Short problem:
Answer with one number only: the number of lines that include the word "styles".

Material provided:
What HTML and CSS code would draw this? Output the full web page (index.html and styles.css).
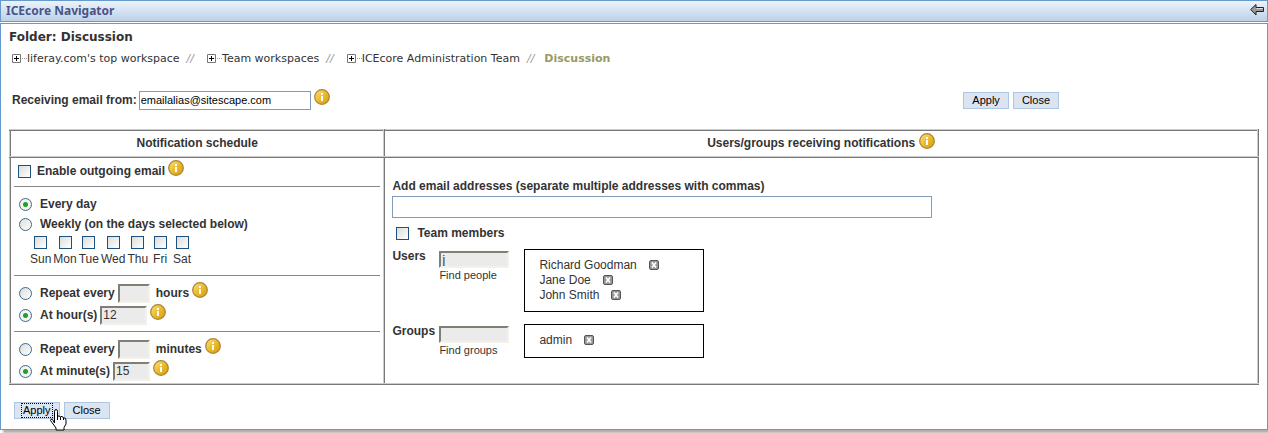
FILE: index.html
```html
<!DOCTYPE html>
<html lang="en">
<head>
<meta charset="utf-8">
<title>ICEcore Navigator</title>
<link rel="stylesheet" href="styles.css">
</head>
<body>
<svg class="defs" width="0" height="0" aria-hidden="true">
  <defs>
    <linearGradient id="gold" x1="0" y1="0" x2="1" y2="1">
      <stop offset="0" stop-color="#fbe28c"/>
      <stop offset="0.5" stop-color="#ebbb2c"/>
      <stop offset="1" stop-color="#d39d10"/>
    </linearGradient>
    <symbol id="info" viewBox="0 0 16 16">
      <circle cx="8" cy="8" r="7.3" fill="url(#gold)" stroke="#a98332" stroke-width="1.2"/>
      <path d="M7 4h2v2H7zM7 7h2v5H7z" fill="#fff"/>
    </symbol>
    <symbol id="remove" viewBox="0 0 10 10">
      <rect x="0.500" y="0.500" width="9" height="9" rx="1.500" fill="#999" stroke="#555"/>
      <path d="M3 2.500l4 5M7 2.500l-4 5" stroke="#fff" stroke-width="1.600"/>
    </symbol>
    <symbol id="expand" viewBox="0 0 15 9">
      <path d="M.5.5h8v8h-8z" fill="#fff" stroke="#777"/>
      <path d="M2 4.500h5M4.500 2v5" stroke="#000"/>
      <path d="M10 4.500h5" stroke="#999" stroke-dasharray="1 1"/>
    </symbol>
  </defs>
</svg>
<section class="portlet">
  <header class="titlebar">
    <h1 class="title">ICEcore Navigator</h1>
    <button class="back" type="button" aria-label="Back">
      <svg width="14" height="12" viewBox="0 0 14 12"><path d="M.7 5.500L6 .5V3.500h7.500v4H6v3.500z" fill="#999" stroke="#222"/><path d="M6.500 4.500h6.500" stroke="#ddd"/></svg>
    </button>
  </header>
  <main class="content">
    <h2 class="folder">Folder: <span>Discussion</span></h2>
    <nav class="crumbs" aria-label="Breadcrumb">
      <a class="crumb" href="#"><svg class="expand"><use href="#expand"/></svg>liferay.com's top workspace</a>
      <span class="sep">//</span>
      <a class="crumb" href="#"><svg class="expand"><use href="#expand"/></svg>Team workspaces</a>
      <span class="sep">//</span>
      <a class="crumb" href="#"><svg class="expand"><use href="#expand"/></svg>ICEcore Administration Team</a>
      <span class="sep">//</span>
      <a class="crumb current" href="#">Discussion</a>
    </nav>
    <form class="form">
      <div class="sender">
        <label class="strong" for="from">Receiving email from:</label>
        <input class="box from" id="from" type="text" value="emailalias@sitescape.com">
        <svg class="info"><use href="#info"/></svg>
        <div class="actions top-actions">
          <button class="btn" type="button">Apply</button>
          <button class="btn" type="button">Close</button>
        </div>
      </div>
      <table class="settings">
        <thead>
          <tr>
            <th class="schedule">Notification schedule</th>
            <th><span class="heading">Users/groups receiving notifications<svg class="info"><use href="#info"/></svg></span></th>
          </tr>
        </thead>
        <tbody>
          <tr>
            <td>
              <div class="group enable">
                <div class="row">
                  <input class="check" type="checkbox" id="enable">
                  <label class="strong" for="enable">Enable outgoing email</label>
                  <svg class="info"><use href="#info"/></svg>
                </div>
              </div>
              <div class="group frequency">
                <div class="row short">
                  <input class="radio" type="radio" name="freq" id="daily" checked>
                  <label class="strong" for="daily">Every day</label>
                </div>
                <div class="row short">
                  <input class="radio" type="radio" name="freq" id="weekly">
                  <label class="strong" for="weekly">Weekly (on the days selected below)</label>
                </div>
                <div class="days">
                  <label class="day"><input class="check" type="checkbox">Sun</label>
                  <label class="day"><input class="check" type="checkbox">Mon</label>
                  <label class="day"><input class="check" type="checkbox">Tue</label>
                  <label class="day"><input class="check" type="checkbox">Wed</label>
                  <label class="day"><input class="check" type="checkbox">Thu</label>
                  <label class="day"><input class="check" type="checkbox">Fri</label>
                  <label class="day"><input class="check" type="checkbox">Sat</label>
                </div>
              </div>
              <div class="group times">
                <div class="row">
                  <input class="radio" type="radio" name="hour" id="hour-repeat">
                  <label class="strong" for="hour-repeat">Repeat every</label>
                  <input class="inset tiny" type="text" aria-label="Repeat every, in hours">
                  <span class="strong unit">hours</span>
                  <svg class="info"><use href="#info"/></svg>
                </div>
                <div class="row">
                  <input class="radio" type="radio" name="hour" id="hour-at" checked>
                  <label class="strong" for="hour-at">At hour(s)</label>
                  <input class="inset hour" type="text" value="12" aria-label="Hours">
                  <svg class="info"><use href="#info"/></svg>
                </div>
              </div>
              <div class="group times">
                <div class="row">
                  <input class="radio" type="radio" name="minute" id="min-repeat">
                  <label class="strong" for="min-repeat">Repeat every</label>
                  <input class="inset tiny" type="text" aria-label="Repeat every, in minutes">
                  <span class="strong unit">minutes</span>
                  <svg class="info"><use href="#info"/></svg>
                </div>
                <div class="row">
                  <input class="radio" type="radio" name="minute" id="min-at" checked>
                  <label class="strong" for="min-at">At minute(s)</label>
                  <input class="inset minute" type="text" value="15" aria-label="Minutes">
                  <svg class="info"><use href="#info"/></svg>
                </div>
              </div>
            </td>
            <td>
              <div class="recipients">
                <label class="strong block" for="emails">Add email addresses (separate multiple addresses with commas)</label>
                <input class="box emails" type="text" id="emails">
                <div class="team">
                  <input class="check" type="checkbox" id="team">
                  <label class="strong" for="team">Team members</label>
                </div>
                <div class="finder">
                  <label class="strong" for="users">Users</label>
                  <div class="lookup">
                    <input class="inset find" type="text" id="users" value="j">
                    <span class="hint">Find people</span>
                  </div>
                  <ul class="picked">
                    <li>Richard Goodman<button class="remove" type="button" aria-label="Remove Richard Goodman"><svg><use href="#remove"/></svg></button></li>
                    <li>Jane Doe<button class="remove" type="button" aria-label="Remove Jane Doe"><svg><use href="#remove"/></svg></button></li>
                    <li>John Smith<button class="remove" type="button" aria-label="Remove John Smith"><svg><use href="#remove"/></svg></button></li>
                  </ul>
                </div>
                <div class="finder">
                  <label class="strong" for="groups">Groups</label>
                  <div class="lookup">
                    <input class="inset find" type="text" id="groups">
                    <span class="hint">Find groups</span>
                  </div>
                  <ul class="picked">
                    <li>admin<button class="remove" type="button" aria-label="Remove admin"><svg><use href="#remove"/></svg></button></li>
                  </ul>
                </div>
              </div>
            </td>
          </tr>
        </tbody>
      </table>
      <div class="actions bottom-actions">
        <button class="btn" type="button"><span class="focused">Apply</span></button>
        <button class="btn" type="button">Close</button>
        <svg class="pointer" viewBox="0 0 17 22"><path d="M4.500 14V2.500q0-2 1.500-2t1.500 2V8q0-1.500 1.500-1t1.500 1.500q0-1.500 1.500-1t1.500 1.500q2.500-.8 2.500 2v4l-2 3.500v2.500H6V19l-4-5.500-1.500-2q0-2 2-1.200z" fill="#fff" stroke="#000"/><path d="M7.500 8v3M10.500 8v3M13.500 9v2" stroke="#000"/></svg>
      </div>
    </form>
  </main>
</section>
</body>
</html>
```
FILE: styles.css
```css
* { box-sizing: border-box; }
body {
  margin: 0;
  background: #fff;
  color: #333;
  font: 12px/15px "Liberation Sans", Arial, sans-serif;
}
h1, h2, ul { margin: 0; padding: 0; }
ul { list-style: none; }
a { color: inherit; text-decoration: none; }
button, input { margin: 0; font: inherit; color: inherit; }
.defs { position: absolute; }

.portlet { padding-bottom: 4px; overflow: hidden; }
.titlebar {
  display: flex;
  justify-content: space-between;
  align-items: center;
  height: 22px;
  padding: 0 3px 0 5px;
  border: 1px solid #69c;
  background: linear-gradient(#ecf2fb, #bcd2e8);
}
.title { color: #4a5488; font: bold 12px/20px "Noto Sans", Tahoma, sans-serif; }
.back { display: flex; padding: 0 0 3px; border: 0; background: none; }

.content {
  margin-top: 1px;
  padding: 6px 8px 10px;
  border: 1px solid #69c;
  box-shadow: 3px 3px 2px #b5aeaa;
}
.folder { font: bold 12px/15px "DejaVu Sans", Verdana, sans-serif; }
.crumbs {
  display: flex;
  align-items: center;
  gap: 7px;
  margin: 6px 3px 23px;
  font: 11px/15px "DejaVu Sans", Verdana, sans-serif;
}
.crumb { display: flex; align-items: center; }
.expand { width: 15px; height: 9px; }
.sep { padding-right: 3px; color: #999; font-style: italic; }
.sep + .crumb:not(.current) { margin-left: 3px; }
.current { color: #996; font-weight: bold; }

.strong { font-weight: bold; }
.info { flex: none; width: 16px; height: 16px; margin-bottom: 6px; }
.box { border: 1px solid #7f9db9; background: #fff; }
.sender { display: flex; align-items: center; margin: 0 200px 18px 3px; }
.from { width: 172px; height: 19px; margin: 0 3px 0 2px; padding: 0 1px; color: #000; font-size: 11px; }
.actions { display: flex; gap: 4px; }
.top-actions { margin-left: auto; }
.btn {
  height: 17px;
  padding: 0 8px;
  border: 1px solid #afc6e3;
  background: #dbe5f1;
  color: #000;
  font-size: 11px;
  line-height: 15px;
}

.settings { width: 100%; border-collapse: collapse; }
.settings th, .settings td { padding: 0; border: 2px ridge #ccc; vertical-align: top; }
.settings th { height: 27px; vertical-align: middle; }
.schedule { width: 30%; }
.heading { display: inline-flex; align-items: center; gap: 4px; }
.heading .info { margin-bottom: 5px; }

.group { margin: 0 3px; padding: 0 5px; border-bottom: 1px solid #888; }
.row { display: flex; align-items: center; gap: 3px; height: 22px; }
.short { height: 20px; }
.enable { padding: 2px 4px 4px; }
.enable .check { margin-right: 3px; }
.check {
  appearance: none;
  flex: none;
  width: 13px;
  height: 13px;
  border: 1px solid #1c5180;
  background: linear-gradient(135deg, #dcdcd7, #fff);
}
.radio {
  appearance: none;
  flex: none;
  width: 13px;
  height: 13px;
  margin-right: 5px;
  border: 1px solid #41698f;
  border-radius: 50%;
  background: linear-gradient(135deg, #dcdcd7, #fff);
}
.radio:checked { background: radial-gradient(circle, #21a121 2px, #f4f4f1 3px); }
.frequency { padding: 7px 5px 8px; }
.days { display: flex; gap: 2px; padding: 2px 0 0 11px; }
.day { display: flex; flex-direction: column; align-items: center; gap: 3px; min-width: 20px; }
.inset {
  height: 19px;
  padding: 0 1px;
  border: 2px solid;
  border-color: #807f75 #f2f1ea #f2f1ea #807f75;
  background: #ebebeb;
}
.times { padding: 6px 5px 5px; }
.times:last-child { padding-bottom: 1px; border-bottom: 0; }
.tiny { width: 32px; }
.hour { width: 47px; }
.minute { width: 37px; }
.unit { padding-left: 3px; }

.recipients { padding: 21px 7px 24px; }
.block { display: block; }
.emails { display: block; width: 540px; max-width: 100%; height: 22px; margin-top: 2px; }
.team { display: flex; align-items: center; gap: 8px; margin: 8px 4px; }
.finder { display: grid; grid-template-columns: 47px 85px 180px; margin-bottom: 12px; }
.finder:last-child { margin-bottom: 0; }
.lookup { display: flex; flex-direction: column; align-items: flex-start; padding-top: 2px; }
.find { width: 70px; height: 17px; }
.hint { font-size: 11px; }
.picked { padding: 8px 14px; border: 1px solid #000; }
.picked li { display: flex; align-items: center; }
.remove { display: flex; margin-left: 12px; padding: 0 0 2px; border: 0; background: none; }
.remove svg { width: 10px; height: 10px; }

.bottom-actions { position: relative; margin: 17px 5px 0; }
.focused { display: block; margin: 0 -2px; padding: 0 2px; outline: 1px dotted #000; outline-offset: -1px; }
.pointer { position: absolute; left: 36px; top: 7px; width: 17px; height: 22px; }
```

Task response:
3